The summer is in full force here in Toronto (unequivocally, a full frontal assault, you might say) so where are all the summer movies? I feel like I've been watching a lot of television. Oh wait. The World Cup. Okay that makes sense. TV always on - but watching grown men chase a ball around a field. Here's what I did see.

I’m So Excited
Usually I'd be so excited to see a Pedro Almodóvar comedy about a disparate group of passengers aboard a plane that may crash land due to a stuck landing gear, but I have to say, I wasn't that excited and wouldn't recommend a film named for a disco song used as a musical number during the film that otherwise has nothing more to do with the story.

Our Idiot Brother
How or why do I keep watching Paul Rudd films? You can never be sure if Rudd is being sincere or satirizing the very character he is playing. In this film, Rudd plays Ned, a stoner idealist who is simply out of place in the modern world. Ned is surrounded by three more successful and ambitious sisters who while trying to help their brother never really realize he doesn't need changing but just needs to find a place where his naive kindness isn't a liability. So basically nowhere – there is nowhere left in the world where being nice and honest is an asset. Also, don't bother with this very uneven film (uneven because it has laugh-out-loud moments with Steve Coogan and Rudd together followed by scenes that are akwardly bad and flat).

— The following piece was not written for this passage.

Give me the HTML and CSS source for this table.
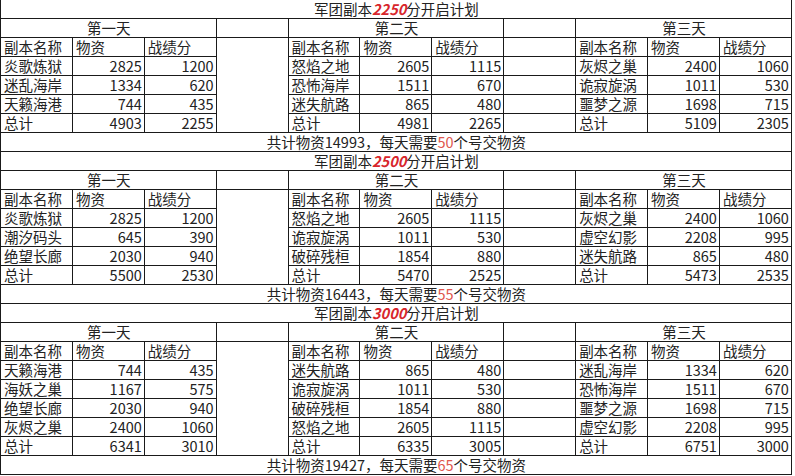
FILE: index.html
```html
<!DOCTYPE html>
<html lang="zh">
<head>
<meta charset="utf-8">
<title>军团副本开启计划</title>
<link rel="stylesheet" href="styles.css">
</head>
<body>
<table class="sheet">
<colgroup>
<col class="c"><col class="c"><col class="c"><col class="c"><col class="c"><col class="c"><col class="c"><col class="c"><col class="c"><col class="c"><col class="c">
</colgroup>
<tbody>
<tr class="first"><td colspan="11" class="title">军团副本<span class="hi">2250</span>分开启计划</td></tr>
<tr><td colspan="3" class="day">第一天</td><td class="gapday"></td><td colspan="3" class="day">第二天</td><td></td><td colspan="3" class="day">第三天</td></tr>
<tr><td>副本名称</td><td>物资</td><td>战绩分</td><td class="gap"></td><td>副本名称</td><td>物资</td><td>战绩分</td><td></td><td>副本名称</td><td>物资</td><td>战绩分</td></tr>
<tr><td>炎歌炼狱</td><td class="n">2825</td><td class="n">1200</td><td class="gap"></td><td>怒焰之地</td><td class="n">2605</td><td class="n">1115</td><td></td><td>灰烬之巢</td><td class="n">2400</td><td class="n">1060</td></tr>
<tr><td>迷乱海岸</td><td class="n">1334</td><td class="n">620</td><td class="gap"></td><td>恐怖海岸</td><td class="n">1511</td><td class="n">670</td><td></td><td>诡寂旋涡</td><td class="n">1011</td><td class="n">530</td></tr>
<tr><td>天籁海港</td><td class="n">744</td><td class="n">435</td><td class="gap"></td><td>迷失航路</td><td class="n">865</td><td class="n">480</td><td></td><td>噩梦之源</td><td class="n">1698</td><td class="n">715</td></tr>
<tr><td>总计</td><td class="n">4903</td><td class="n">2255</td><td class="gap"></td><td>总计</td><td class="n">4981</td><td class="n">2265</td><td></td><td>总计</td><td class="n">5109</td><td class="n">2305</td></tr>
<tr><td colspan="11" class="sum">共计物资14993，每天需要<span class="red">50</span>个号交物资</td></tr>

<tr><td colspan="11" class="title">军团副本<span class="hi">2500</span>分开启计划</td></tr>
<tr><td colspan="3" class="day">第一天</td><td class="gapday"></td><td colspan="3" class="day">第二天</td><td></td><td colspan="3" class="day">第三天</td></tr>
<tr><td>副本名称</td><td>物资</td><td>战绩分</td><td class="gap"></td><td>副本名称</td><td>物资</td><td>战绩分</td><td></td><td>副本名称</td><td>物资</td><td>战绩分</td></tr>
<tr><td>炎歌炼狱</td><td class="n">2825</td><td class="n">1200</td><td class="gap"></td><td>怒焰之地</td><td class="n">2605</td><td class="n">1115</td><td></td><td>灰烬之巢</td><td class="n">2400</td><td class="n">1060</td></tr>
<tr><td>潮汐码头</td><td class="n">645</td><td class="n">390</td><td class="gap"></td><td>诡寂旋涡</td><td class="n">1011</td><td class="n">530</td><td></td><td>虚空幻影</td><td class="n">2208</td><td class="n">995</td></tr>
<tr><td>绝望长廊</td><td class="n">2030</td><td class="n">940</td><td class="gap"></td><td>破碎残桓</td><td class="n">1854</td><td class="n">880</td><td></td><td>迷失航路</td><td class="n">865</td><td class="n">480</td></tr>
<tr><td>总计</td><td class="n">5500</td><td class="n">2530</td><td class="gap"></td><td>总计</td><td class="n">5470</td><td class="n">2525</td><td></td><td>总计</td><td class="n">5473</td><td class="n">2535</td></tr>
<tr><td colspan="11" class="sum">共计物资16443，每天需要<span class="red">55</span>个号交物资</td></tr>

<tr><td colspan="11" class="title">军团副本<span class="hi">3000</span>分开启计划</td></tr>
<tr><td colspan="3" class="day">第一天</td><td class="gapday"></td><td colspan="3" class="day">第二天</td><td></td><td colspan="3" class="day">第三天</td></tr>
<tr><td>副本名称</td><td>物资</td><td>战绩分</td><td class="gap"></td><td>副本名称</td><td>物资</td><td>战绩分</td><td></td><td>副本名称</td><td>物资</td><td>战绩分</td></tr>
<tr><td>天籁海港</td><td class="n">744</td><td class="n">435</td><td class="gap"></td><td>迷失航路</td><td class="n">865</td><td class="n">480</td><td></td><td>迷乱海岸</td><td class="n">1334</td><td class="n">620</td></tr>
<tr><td>海妖之巢</td><td class="n">1167</td><td class="n">575</td><td class="gap"></td><td>诡寂旋涡</td><td class="n">1011</td><td class="n">530</td><td></td><td>恐怖海岸</td><td class="n">1511</td><td class="n">670</td></tr>
<tr><td>绝望长廊</td><td class="n">2030</td><td class="n">940</td><td class="gap"></td><td>破碎残桓</td><td class="n">1854</td><td class="n">880</td><td></td><td>噩梦之源</td><td class="n">1698</td><td class="n">715</td></tr>
<tr><td>灰烬之巢</td><td class="n">2400</td><td class="n">1060</td><td class="gap"></td><td>怒焰之地</td><td class="n">2605</td><td class="n">1115</td><td></td><td>虚空幻影</td><td class="n">2208</td><td class="n">995</td></tr>
<tr><td>总计</td><td class="n">6341</td><td class="n">3010</td><td class="gap"></td><td>总计</td><td class="n">6335</td><td class="n">3005</td><td></td><td>总计</td><td class="n">6751</td><td class="n">3000</td></tr>
<tr><td colspan="11" class="sum">共计物资19427，每天需要<span class="red">65</span>个号交物资</td></tr>
</tbody>
</table>
</body>
</html>
```
FILE: styles.css
```css
html, body {
  margin: 0;
  padding: 0;
  background: #ffffff;
}
body {
  font-family: "Noto Sans CJK SC", "Noto Sans", sans-serif;
  font-weight: 400;
  color: #222222;
}
.sheet {
  border-collapse: collapse;
  table-layout: fixed;
  width: 791px;
}
.sheet .c {
  width: 71.9px;
}
.sheet tr {
  height: 19px;
}
.sheet tr.first {
  height: 18px;
}
.sheet td {
  border: 1px solid #1a1a1a;
  padding: 0 2px 0 3px;
  height: 18px;
  font-size: 14.5px;
  line-height: 18px;
  white-space: nowrap;
  vertical-align: middle;
  text-align: left;
}
.sheet tr.first td {
  border-top: none;
  height: 17px;
  line-height: 17px;
}
.sheet td.n {
  text-align: right;
}
.sheet td.title,
.sheet td.day,
.sheet td.sum {
  text-align: center;
}
.sheet td.gap {
  border-top: none;
  border-bottom: none;
}
.hi {
  color: #d8262c;
  font-weight: 700;
  font-style: italic;
}
.red {
  color: #e0574f;
}
```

The winner of the Oscar for Best Original Screenplay. Rightfully so. This is a near future piece of science fiction. There's no unexplainable time travel or space flights or hover cars or even hovering skateboards, just a lonely guy who falls in love with his operating system. I wouldn't be surprised if this film was inspired by simply watching how many of us appear to be in love with our phones. Our protagonist, Theodore, writes correspondence for other people. Not e-mails but "real" letters. His mastery of this form has not helped him overcome his own lonely existence. Recently separated and delaying signing his divorce papers, his ex-wife accuses him of not being able to “connect emotionally”, which I’m guessing, many men are accused of. Speaking from experience, I think it would be easy to just coast through your days with electronic correspondence as your only contact with other people and who wouldn't fall in love with a computer who sounded like Scarlett Johansson? There's so much to this movie that goes beyond its premise and plot, it can’t be easily explained. On a side note, much has been written about the interaction design in this film, which is to say, the lack of interaction design. As someone who works in this field, I can say a lot, and I mean a lot of concepts start out this simple but it’s very hard to see ideas like that through. To anyone who uses a smartphone knows, applications are getting simpler and sparser all the time so the technology of this film seems realistic and reminds me of an episode of the BBC series Black Mirror I can't predict the future but I'm pretty sure this film will be studied by students of tomorrow wishing to learn the zeitgeist of our times. They will find it in our devices and how we bonded with them instead of each other.

The Impostors
A 1930s style madcap comedy romp of two actors who are on the lam and end up as stowaways on a luxury cruise ship that harbours grifters, heiresses, suicidal entertainers and communist (?) saboteurs. Fun for the whole family. In other words you can watch it with your folks though the kids will be fast asleep. The problem is that this film wants to be much more madcap than it is. It never really has the pace or verve of one of those period comedies. Though it is fascinating how many recognizable faces Stanely Tucci convinced to be in this including: Oliver Platt, Alfred Molina, Lilli Taylor, Tony Shalhoub, Steve Buscemi, Allison Janey, Richard Jenkins, Isabella Rossellini, Campbell Scott, Billy Connolly and Woody Allen.

Wet Hot American Summer
Yet another Paul Rudd film - okay, he's only one of a cast that includes Janeane Garofolo, David Hyde Pierce, Christopher Meloni, Molly Shannon, Elizabeth Banks, Amy Poehler and Bradley Cooper. With a cast like that how can you go wrong? Well, the whole thing is wrong actually. It's a set-up, a send-up and a joke. This film is a satire and parody of every crazy summer camp movie ever made from Porky's to Meatballs and every stop inbetween. While it accurately tromps over all the summer camp tropes, there's only so far the idea goes before you weary of the concept. It almost dosen't go far enough to be seen as absurd satire rather than simple satire.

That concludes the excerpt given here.